Asked by reporters about HB 666, the bill go after what backers called “smut” in Idaho libraries, Winder said, “I do not see the chamber picking this one up. I do not see it getting a hearing in committee. I think it’s very appropriately numbered, 666.”
“I think it’s mischief, and something that doesn’t need to happen,” Winder said. “We have a tendency to ask a lot of questions in the Senate, and I think in this case, 666 is not likely to be heard. I assigned it to State Affairs for good reason. … I don’t think it advances.”
“We don’t really tell our chairmen what to put in their drawer or not to put in their drawer,” Winder said. “But there are a lot of bills, probably moreso than normal, that are in drawers around our side of the building. I think most of them will stay there.”
“So I don’t think you’ll see some of the craziness that the House seems to like to do get very far in the Senate,” he said.
Rubel responded, “I want to thank the pro tem for that. That’s music to my ears. … There are a number of things that were sent over by the House that justly belong in drawers.”
She said to her, that includes HB 442, the bill to erase Boise’s local ordinances regulating rental application fees and forbid any such local regulations, especially after the House killed a follow-up bill to curb specific abuses of rental application fees statewide. “To me, you can’t take away the local ability to regulate, and then refuse to take away abusive practices at the state level,” Rubel said. “It would just be punishing renters to no avail.”

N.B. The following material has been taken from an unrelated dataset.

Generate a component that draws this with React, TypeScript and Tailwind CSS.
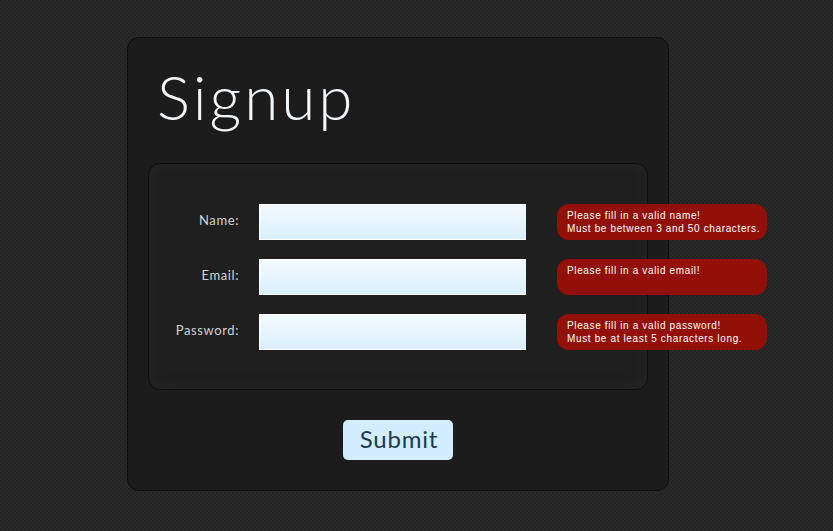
import React from 'react';

const fields = [
  { label: 'Name:', type: 'text', lines: ['Please fill in a valid name!', 'Must be between 3 and 50 characters.'] },
  { label: 'Email:', type: 'text', lines: ['Please fill in a valid email!'] },
  { label: 'Password:', type: 'password', lines: ['Please fill in a valid password!', 'Must be at least 5 characters long.'] },
];

export default function App() {
  return (
    <div className="min-h-[531px] bg-[#262626] bg-[repeating-conic-gradient(#2a2a2a_0%_25%,#232323_0%_50%)] bg-[length:4px_4px] pt-[37px] font-['Lato',sans-serif]">
      <div className="ml-[127px] h-[454px] w-[542px] rounded-xl border border-[#0c0c0c] bg-[#1c1c1c] px-5 pt-[14px]">
        <h1 className="ml-[9px] h-[111px] text-[62px] font-light leading-[88px] tracking-[3px] text-[#f2f6fa]">Signup</h1>
        <form>
          <div className="flex h-[227px] w-[500px] flex-col gap-[19px] rounded-xl border border-[#0e0e0e] bg-[#1f1f1f] pt-10 shadow-[inset_0_0_14px_#272727]">
            {fields.map(field => (
              <div key={field.label} className="flex h-9 items-center">
                <label className="mb-0.5 w-[90px] shrink-0 text-right text-[13px] tracking-[0.6px] text-[#d2d2d2]">{field.label}</label>
                <input
                  type={field.type}
                  className="ml-5 h-9 w-[267px] shrink-0 border border-r-0 border-white bg-gradient-to-b from-[#f3faff] to-[#dcefff] outline-none"
                />
                <div className="ml-[31px] h-9 w-[210px] shrink-0 rounded-xl bg-[#931008] px-2.5 pt-[5px] font-['Liberation_Sans',sans-serif] text-[10px] leading-[13px] tracking-[0.64px] whitespace-nowrap text-white">
                  {field.lines.map(line => (
                    <div key={line}>{line}</div>
                  ))}
                </div>
              </div>
            ))}
          </div>
          <div className="mt-[30px] flex justify-center">
            <button type="button" className="h-10 w-[110px] rounded-[5px] bg-[#d4ecff] pb-0.5 pl-0.5 text-2xl tracking-[0.8px] text-[#1a3a52]">
              Submit
            </button>
          </div>
        </form>
      </div>
    </div>
  );
}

Asked specifically about HB 675, the bill that would make gender therapy, including hormones, for transgender youth a felony for doctors and for parents who permit their kids to be treated, Winder said, “We haven’t really discussed it on our side, we just got it. But I think, like 666, I don’t think there’s a significant drumbeat for it.”
It was at that point that Winder made his comment that he’d “give it pretty low odds of advancing.”
Stennett said, “I would hope that it gains no traction.”
“To treat families and parents and kids of any kind, but particularly those that are on the margins in society, for not supporting them and instead demonizing them I think is just hateful,” she said.
Rubel said HB 675 has done “substantial damage … just by virtue of it having been brought this far.”
“I’m hearing from a lot of families who have trans kids who are traumatized by this and are wondering if they need to leave the state,” she said.
I’ll update this post later today with more from the event.